Committees on Tax Performs:
The following are the committees.
Chelliah Committee:
It was set up in 1991 under Chairmanship of Professor
Raja Chelliah. The committee submitted its report in 1993 and most of the recommendations were included from 1993-94 Budget.
Kelkar Committee:
It was set up in 2002 by the central government submitted its report in same year. The committee was headed by Professor
Vijay Kelkar.
MK Gupta Committee:
It was set up in 2012 Professor the purpose of internationalization of common tax code, under goods and service tax. The finance ministry has introduced simpler income tax return forms
Sahaj and Sugam aimed at reducing compliance burden on salaried persons and small businessmen will not be required to get his accounts audited if the annual total sales, turnover is less than Rs. 60 lakh. The limit was increased by Finance minister
Pranab Mukherjee in 2010-11 budget from Rs. 40 lakh.
General Anti Avoidance Rules(GAAR):
GAAR was introduced by previous Finance minister Mr. Pranab Mukherjee in his budget speech. GAAR was in controversies again when Vodafone acquiring of Hutchisian came into light tax authorities claimed a loss of Rs. 11,000 crore and due on Vodafone.
Fiscal Responsibility and Budget Management (FRBM) Act, 2003 :
FRBM Act was passed by the Union Government to provide a legislative control over the fiscal situation of the country.
Budget:
The budget is an extensive account of the government finances, in which incomes from all sources and costs of all exercises are aggregated.

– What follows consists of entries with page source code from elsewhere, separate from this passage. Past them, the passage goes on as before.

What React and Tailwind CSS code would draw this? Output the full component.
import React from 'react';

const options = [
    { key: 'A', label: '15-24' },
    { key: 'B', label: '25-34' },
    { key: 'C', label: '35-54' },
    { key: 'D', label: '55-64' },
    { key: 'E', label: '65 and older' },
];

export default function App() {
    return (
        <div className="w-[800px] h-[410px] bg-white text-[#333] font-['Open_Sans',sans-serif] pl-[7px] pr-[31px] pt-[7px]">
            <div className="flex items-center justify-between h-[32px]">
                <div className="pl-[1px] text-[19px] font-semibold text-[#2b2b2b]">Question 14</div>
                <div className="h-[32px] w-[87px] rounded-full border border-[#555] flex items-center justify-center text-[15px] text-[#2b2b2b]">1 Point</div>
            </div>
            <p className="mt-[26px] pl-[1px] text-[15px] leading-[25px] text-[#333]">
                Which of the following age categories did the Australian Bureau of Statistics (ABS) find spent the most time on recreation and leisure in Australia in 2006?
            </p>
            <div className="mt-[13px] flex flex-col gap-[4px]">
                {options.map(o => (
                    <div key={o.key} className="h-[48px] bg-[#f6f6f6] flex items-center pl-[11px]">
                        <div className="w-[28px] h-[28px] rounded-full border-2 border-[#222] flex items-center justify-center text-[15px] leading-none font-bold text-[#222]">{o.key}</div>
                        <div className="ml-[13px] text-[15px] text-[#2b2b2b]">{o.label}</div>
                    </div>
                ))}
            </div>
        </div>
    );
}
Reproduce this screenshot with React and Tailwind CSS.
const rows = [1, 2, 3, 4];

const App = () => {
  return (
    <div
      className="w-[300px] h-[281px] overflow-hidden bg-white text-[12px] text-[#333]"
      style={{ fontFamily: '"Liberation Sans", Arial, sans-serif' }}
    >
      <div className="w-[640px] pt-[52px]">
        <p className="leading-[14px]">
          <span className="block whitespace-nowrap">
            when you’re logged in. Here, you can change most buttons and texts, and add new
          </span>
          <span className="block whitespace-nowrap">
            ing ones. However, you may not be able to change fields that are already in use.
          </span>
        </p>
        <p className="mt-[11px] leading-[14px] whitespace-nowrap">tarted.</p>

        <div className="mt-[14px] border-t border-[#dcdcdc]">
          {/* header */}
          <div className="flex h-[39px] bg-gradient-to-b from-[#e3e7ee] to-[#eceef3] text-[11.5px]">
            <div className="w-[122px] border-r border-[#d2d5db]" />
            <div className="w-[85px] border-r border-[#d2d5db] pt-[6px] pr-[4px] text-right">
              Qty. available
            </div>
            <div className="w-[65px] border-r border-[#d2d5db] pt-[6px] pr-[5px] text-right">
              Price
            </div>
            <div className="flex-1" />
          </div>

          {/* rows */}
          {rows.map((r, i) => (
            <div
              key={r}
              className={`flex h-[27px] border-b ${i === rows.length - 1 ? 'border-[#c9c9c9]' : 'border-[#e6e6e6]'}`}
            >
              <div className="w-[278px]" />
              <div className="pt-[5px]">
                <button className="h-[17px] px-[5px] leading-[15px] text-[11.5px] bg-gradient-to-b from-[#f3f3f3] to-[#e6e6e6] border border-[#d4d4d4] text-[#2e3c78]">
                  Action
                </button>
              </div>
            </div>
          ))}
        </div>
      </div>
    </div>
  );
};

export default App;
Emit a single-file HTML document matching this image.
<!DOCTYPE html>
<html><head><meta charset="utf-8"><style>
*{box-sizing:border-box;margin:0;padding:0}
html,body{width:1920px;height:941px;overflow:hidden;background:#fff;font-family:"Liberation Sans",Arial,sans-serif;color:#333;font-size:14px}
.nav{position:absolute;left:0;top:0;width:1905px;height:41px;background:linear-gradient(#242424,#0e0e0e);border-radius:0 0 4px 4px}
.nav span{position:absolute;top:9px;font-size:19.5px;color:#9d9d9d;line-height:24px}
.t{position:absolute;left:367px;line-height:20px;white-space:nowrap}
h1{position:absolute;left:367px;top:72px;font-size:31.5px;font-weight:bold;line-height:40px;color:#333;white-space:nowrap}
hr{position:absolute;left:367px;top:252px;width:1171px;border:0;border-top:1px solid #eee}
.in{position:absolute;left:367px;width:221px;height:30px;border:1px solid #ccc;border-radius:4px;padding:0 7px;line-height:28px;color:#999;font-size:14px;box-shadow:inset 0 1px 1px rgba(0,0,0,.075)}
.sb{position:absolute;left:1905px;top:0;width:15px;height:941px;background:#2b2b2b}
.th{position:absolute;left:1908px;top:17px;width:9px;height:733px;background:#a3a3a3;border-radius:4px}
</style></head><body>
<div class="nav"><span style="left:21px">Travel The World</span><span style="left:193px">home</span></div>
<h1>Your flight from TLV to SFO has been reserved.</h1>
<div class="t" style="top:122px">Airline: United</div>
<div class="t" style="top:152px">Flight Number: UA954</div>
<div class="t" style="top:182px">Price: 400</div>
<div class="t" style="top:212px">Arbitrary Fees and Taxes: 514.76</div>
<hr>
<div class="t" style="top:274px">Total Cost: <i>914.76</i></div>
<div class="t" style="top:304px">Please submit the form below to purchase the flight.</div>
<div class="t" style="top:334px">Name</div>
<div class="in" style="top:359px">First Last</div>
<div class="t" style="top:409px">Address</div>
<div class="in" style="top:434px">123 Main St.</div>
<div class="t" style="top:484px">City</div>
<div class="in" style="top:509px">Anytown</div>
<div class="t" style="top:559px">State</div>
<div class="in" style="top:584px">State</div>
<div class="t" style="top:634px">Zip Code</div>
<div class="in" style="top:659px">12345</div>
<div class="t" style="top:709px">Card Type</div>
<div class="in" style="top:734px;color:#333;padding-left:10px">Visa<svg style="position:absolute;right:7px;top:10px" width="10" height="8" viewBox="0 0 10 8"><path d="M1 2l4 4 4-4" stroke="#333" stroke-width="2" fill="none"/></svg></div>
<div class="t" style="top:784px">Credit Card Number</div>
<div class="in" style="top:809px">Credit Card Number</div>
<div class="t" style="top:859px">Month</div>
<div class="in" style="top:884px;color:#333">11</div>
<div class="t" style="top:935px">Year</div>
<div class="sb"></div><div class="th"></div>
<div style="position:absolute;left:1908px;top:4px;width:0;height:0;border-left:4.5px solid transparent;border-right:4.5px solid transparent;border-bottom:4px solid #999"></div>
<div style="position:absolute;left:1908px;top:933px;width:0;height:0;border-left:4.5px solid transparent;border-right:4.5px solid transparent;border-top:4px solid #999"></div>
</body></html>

The finance minister presents the union budget every year in last week of February in the parliament that contains the government of India's income and consumption for one monetary year, which keeps running from first
April to 31st March.
Types of Budgeting:
The following are the types of budget.
Traditional Budget:
It is the type of budget which uses the income and expenses from the previous year or month to predict the next year or month's budget. A traditional budget is easy to create since it is meant to predict a future period of finances in relation to the previous period.
Performance Budget:
A budget that reflects the input of resources and the output of services for each unit of an organisation.
Zero-Based Budgeting:
It is a type of budget in which all budgetary allocations are set to nil at the beginning of a financial year.
Outcome Budgeting:
This type of budgeting tries to ensure that budget outlays translate into concrete outcomes.
Gender Budgeting:
It came into being in 2004-05. To contribute towards the
women empowerment and removal of inequality based on gender, role of budgeting has been accepted through this step.
Agencies involved in Budget Formulation in India :
The budget is prepared by the budget division of department of Economic Affairs in the Ministry of Finance, after consulting with other ministries and the planning commission.
Budget Fact File:
John Mathai proposed the first Republic of India in 1950 and also the creation of planning commission. Finance Minister
Morarji Desai has given budget for the maximum number of times (10) followed by
P Chidanbaram, who has given the 8 budget.
CD Deshmukh was the first Indian governor of RBI to have presented the Interim budget for the year 1951-52.
Mrs. Indira Gandhi is the only women to hold the post of the finance minister and to have presented the budget in her capacity as the prime minister of India in 1978.
Finance Commission:
According to Article 280(1) of constitution, the president appoints a
finance commission after every 5 years. The finance commission was appointed after 2 years after the implementation of the constitution and every 5 years there after. and the president has the power to appoint the new finance commission even before the expiry of five years.
Fourteenth Finance Commission:
The fourteenth finance commission
constituted under the chairmanship of former RBI Governor
YV Reddy. A five member panel is to submit its report by
31st October, 2014.
Thirteenth Finance Commission:
It was appointed by the President of India, under the chairmanship of
Dr Vijay L Kelkar on 13th November, 2007. The commission was asked to its recommendations for a period of five years from 1st April 2010 to 31st March, 2015.